The book itself almost was not published. When Johnny Goodwin of Broadman Press was presented with the research and asked to publish it, the young scholars were told that the SBC publishing house was looking more for a textbook, not a book which presented a particular viewpoint on the doctrine of Holy Scripture. It was Paige Patterson, then president of Criswell College, who helped the manuscript see the light of day. Patterson met Russ Bush undercover, as it were, at a high school football game as the two discussed the findings of their research. He had an idea and connected Bush and Nettles with Dave Duncan at Moody Press, who immediately agreed to publish the work. When the book was released in 1980, its popularity skyrocketed as it became a leading resource for the conservative resurgence.

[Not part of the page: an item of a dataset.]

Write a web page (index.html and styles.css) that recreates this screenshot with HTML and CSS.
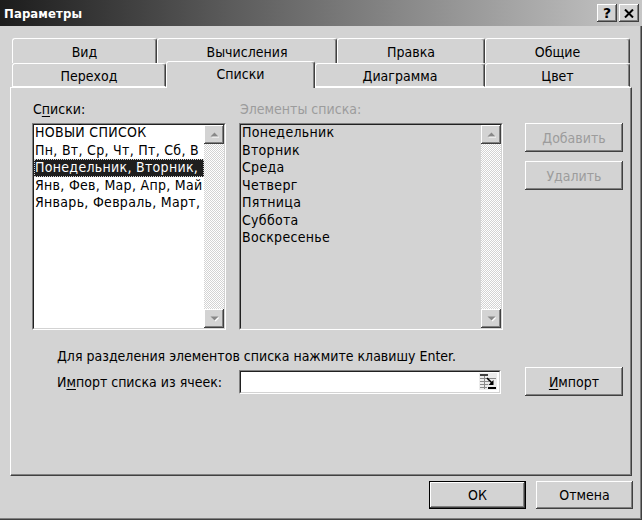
FILE: index.html
```html
<!DOCTYPE html>
<html lang="ru">
<head>
<meta charset="utf-8">
<title>Параметры</title>
<link rel="stylesheet" href="styles.css">
</head>
<body>
<div class="window">
  <div class="titlebar">
    <span class="title">Параметры</span>
    <div class="cap-btns">
      <span class="cap-btn help">?</span>
      <span class="cap-btn close"><svg width="10" height="9" viewBox="0 0 10 9"><path d="M1 0.5 L9 8.5 M9 0.5 L1 8.5" stroke="#000" stroke-width="2"/></svg></span>
    </div>
  </div>
  <div class="body">
    <div class="tabs">
      <div class="tab-row">
        <div class="tab t-vid">Вид</div>
        <div class="tab t-calc">Вычисления</div>
        <div class="tab t-edit">Правка</div>
        <div class="tab t-gen">Общие</div>
      </div>
      <div class="tab-row">
        <div class="tab t-go">Переход</div>
        <div class="tab t-lists active">Списки</div>
        <div class="tab t-chart">Диаграмма</div>
        <div class="tab t-color">Цвет</div>
      </div>
    </div>
    <div class="panel">
      <div class="lists">
        <div class="col col-left">
          <div class="label">С<span class="ul">п</span>иски:</div>
          <div class="listbox white">
            <div class="lb-inner">
              <div class="items">
                <div class="item">НОВЫЙ СПИСОК</div>
                <div class="item">Пн, Вт, Ср, Чт, Пт, Сб, В</div>
                <div class="item selected"><span>Понедельник, Вторник,</span></div>
                <div class="item">Янв, Фев, Мар, Апр, Май</div>
                <div class="item">Январь, Февраль, Март,</div>
              </div>
              <div class="scrollbar">
                <div class="sb-btn"><svg width="9" height="6" viewBox="0 0 9 6"><path d="M1.5 5.5 L5.5 1.5 L9.5 5.5 Z" fill="#fff"/><path d="M0.5 4.5 L4.5 0.5 L8.5 4.5 Z" fill="#888"/></svg></div>
                <div class="sb-track"></div>
                <div class="sb-btn"><svg width="9" height="6" viewBox="0 0 9 6"><path d="M1.5 1.5 L9.5 1.5 L5.5 5.5 Z" fill="#fff"/><path d="M0.5 0.5 L8.5 0.5 L4.5 4.5 Z" fill="#888"/></svg></div>
              </div>
            </div>
          </div>
        </div>
        <div class="col col-right">
          <div class="label disabled">Элементы списка:</div>
          <div class="listbox gray">
            <div class="lb-inner">
              <div class="items">
                <div class="item">Понедельник</div>
                <div class="item">Вторник</div>
                <div class="item">Среда</div>
                <div class="item">Четверг</div>
                <div class="item">Пятница</div>
                <div class="item">Суббота</div>
                <div class="item">Воскресенье</div>
              </div>
              <div class="scrollbar">
                <div class="sb-btn"><svg width="9" height="6" viewBox="0 0 9 6"><path d="M1.5 5.5 L5.5 1.5 L9.5 5.5 Z" fill="#fff"/><path d="M0.5 4.5 L4.5 0.5 L8.5 4.5 Z" fill="#888"/></svg></div>
                <div class="sb-track"></div>
                <div class="sb-btn"><svg width="9" height="6" viewBox="0 0 9 6"><path d="M1.5 1.5 L9.5 1.5 L5.5 5.5 Z" fill="#fff"/><path d="M0.5 0.5 L8.5 0.5 L4.5 4.5 Z" fill="#888"/></svg></div>
              </div>
            </div>
          </div>
        </div>
        <div class="col col-btns">
          <div class="btn disabled-btn">Добавить</div>
          <div class="btn disabled-btn">Удалить</div>
        </div>
      </div>
      <div class="hint">Для разделения элементов списка нажмите клавишу Enter.</div>
      <div class="import-row">
        <div class="import-label">И<span class="ul">м</span>порт списка из ячеек:</div>
        <div class="field">
          <div class="field-inner">
            <svg class="range-icon" width="18" height="17" viewBox="0 0 18 17">
              <rect x="0" y="0" width="18" height="17" fill="#ececec"/>
              <rect x="1" y="1" width="8" height="2" fill="#404040"/>
              <path d="M1 5.5 H17 M1 8.5 H10 M1 11.5 H9 M1 14.5 H8 M5.5 3 V16" stroke="#8a8a8a" stroke-width="1"/>
              <path d="M8 5 L13 10" stroke="#000" stroke-width="1.6"/>
              <path d="M14.5 7 V12 H9.5 Z" fill="#000"/>
              <rect x="9" y="14" width="8" height="2" fill="#000"/>
            </svg>
          </div>
        </div>
        <div class="btn import-btn"><span class="ul">И</span>мпорт</div>
      </div>
    </div>
    <div class="footer">
      <div class="btn default-btn">ОК</div>
      <div class="btn">Отмена</div>
    </div>
  </div>
</div>
</body>
</html>
```

FILE: styles.css
```css
html, body {
  margin: 0;
  padding: 0;
  background: #d3d3d3;
}

.window {
  width: 642px;
  height: 520px;
  box-sizing: border-box;
  background: #d3d3d3;
  font-family: "DejaVu Sans Condensed", "DejaVu Sans", sans-serif;
  font-size: 14px;
  color: #000;
  overflow: hidden;
  box-shadow: inset -1px -1px #404040, inset -2px -2px #808080;
}

.titlebar {
  height: 26px;
  display: flex;
  align-items: center;
  justify-content: space-between;
  padding: 0 3px 0 4px;
  background: linear-gradient(to right, #1c1c1c 0%, #5a5a5a 35%, #c6c6c6 100%);
}

.title {
  color: #fff;
  font-weight: bold;
  font-size: 13px;
  letter-spacing: 0.1px;
}

.cap-btns {
  display: flex;
  gap: 2px;
}

.cap-btn {
  width: 20px;
  height: 18px;
  box-sizing: border-box;
  display: flex;
  align-items: center;
  justify-content: center;
  background: #d3d3d3;
  box-shadow: inset -1px -1px #404040, inset 1px 1px #fff, inset -2px -2px #808080;
  font-weight: bold;
  font-size: 14px;
  font-family: "DejaVu Sans", sans-serif;
}

.body {
  padding: 12px 0 0 10px;
}

.tabs {
  padding-left: 2px;
  height: 49px;
}

.tab-row {
  display: flex;
}

.tab-row:first-child {
  height: 25px;
}

.tab-row:last-child {
  height: 24px;
}

.tab {
  box-sizing: border-box;
  height: 100%;
  display: flex;
  align-items: center;
  justify-content: center;
  background: #d3d3d3;
  border-top: 1px solid #fff;
  border-left: 1px solid #fff;
  border-right: 1px solid #404040;
  box-shadow: inset -1px 0 #808080;
  border-radius: 3px 3px 0 0;
  padding-top: 1px;
}

.t-vid { width: 145px; }
.t-calc { width: 180px; }
.t-edit { width: 148px; }
.t-gen { width: 145px; }
.t-go { width: 154px; }
.t-lists { width: 149px; }
.t-chart { width: 170px; }
.t-color { width: 145px; }

.tab-row:last-child .tab:not(.active) {
  border-bottom: 1px solid #fff;
}

.tab.active {
  position: relative;
  z-index: 1;
  height: 27px;
  margin-top: -2px;
  padding-bottom: 3px;
}

.panel {
  box-sizing: border-box;
  width: 622px;
  height: 389px;
  border-left: 1px solid #fff;
  border-top: 1px solid #fff;
  border-right: 1px solid #404040;
  border-bottom: 1px solid #404040;
  box-shadow: inset -1px -1px #808080;
  padding: 11px 0 0 21px;
}

.lists {
  display: flex;
}

.col {
  display: flex;
  flex-direction: column;
}

.col-left {
  width: 194px;
}

.col-right {
  width: 264px;
  margin-left: 13px;
}

.col-btns {
  margin-left: 22px;
  padding-top: 24px;
  gap: 9px;
}

.label {
  height: 17px;
  line-height: 17px;
  margin-top: 2px;
  margin-bottom: 5px;
  padding-left: 1px;
}

.label.disabled {
  color: #9c9c9c;
}

.ul {
  text-decoration: underline;
  text-underline-offset: 2px;
}

.listbox {
  box-sizing: border-box;
  height: 207px;
  border: 1px solid;
  border-color: #808080 #fff #fff #808080;
}

.lb-inner {
  box-sizing: border-box;
  height: 100%;
  display: flex;
  border: 1px solid;
  border-color: #202020 #d3d3d3 #d3d3d3 #202020;
}

.listbox.white .lb-inner {
  background: #fff;
}

.listbox.gray .lb-inner {
  background: #d3d3d3;
}

.items {
  flex: 1;
  min-width: 0;
  overflow: hidden;
  margin-top: -1px;
}

.item {
  height: 17.5px;
  line-height: 17.5px;
  padding-left: 1px;
  white-space: nowrap;
  letter-spacing: 0.3px;
}

.item.selected {
  background: #1e1e1e;
  color: #fff;
  padding-left: 0;
  border: 1px dotted #d3d3d3;
  box-sizing: border-box;
  line-height: 15.5px;
}

.scrollbar {
  width: 20px;
  display: flex;
  flex-direction: column;
}

.sb-btn {
  height: 19px;
  box-sizing: border-box;
  display: flex;
  align-items: center;
  justify-content: center;
  background: #d3d3d3;
  box-shadow: inset -1px -1px #404040, inset 1px 1px #fff, inset -2px -2px #808080;
}

.sb-track {
  flex: 1;
  background: repeating-conic-gradient(#fff 0 25%, #d3d3d3 0 50%) 0 0 / 2px 2px;
}

.btn {
  box-sizing: border-box;
  width: 98px;
  height: 29px;
  display: flex;
  align-items: center;
  justify-content: center;
  background: #d3d3d3;
  box-shadow: inset -1px -1px #404040, inset 1px 1px #fff, inset -2px -2px #808080;
}

.disabled-btn {
  color: #9c9c9c;
}

.hint {
  margin: 18px 0 0 25px;
  line-height: 17px;
}

.import-row {
  display: flex;
  align-items: center;
  margin-top: 2px;
}

.import-label {
  width: 182px;
  margin-left: 25px;
}

.field {
  box-sizing: border-box;
  width: 262px;
  height: 24px;
  border: 1px solid;
  border-color: #808080 #fff #fff #808080;
}

.field-inner {
  box-sizing: border-box;
  height: 100%;
  background: #fff;
  border: 1px solid;
  border-color: #202020 #d3d3d3 #d3d3d3 #202020;
  display: flex;
  justify-content: flex-end;
  align-items: center;
  padding-right: 2px;
}

.import-btn {
  margin-left: 24px;
}

.footer {
  display: flex;
  justify-content: flex-end;
  gap: 10px;
  padding: 5px 9px 0 0;
}

.footer .btn {
  width: 97px;
  height: 28px;
}

.default-btn {
  border: 1px solid #000;
}
```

When Patterson stepped to the podium to speak words of honor at this historical memorial service for his friend and former Southeastern Seminary colleague, he held up his original copy of the book he helped get published. As Nettles looked on, there was a certain assurance that something of significance had taken place in their lives, and this book which had already been re-released would outlive them and their words would speak even as they would die.

“Holy Scripture,” Bush and Nettles wrote 30 years ago, “is God’s gracious gift to men to teach them, to correct them, to convey truth to them. Scripture is the truthful norm by which human thought is to be tested.” And on this the 30th anniversary of the original publication of Baptists and the Bible, the question no longer seems to be one of inerrancy, but of the veracity of the people called Southern Baptists to obey the Bible they claim to revere.

Since the days of the 1980s when Southern Baptists were debating the inspiration and authority of Holy Scripture to the present hour, Nettles still expresses his hope and prayer that since such a great victory was obtained at such great cost during the conservative resurgence, the modern issues of denominational structure might also be guided by a firm adherence to the missionary mandate of the Bible as the source and guide for all future endeavors of a denomination he obviously loves so very much.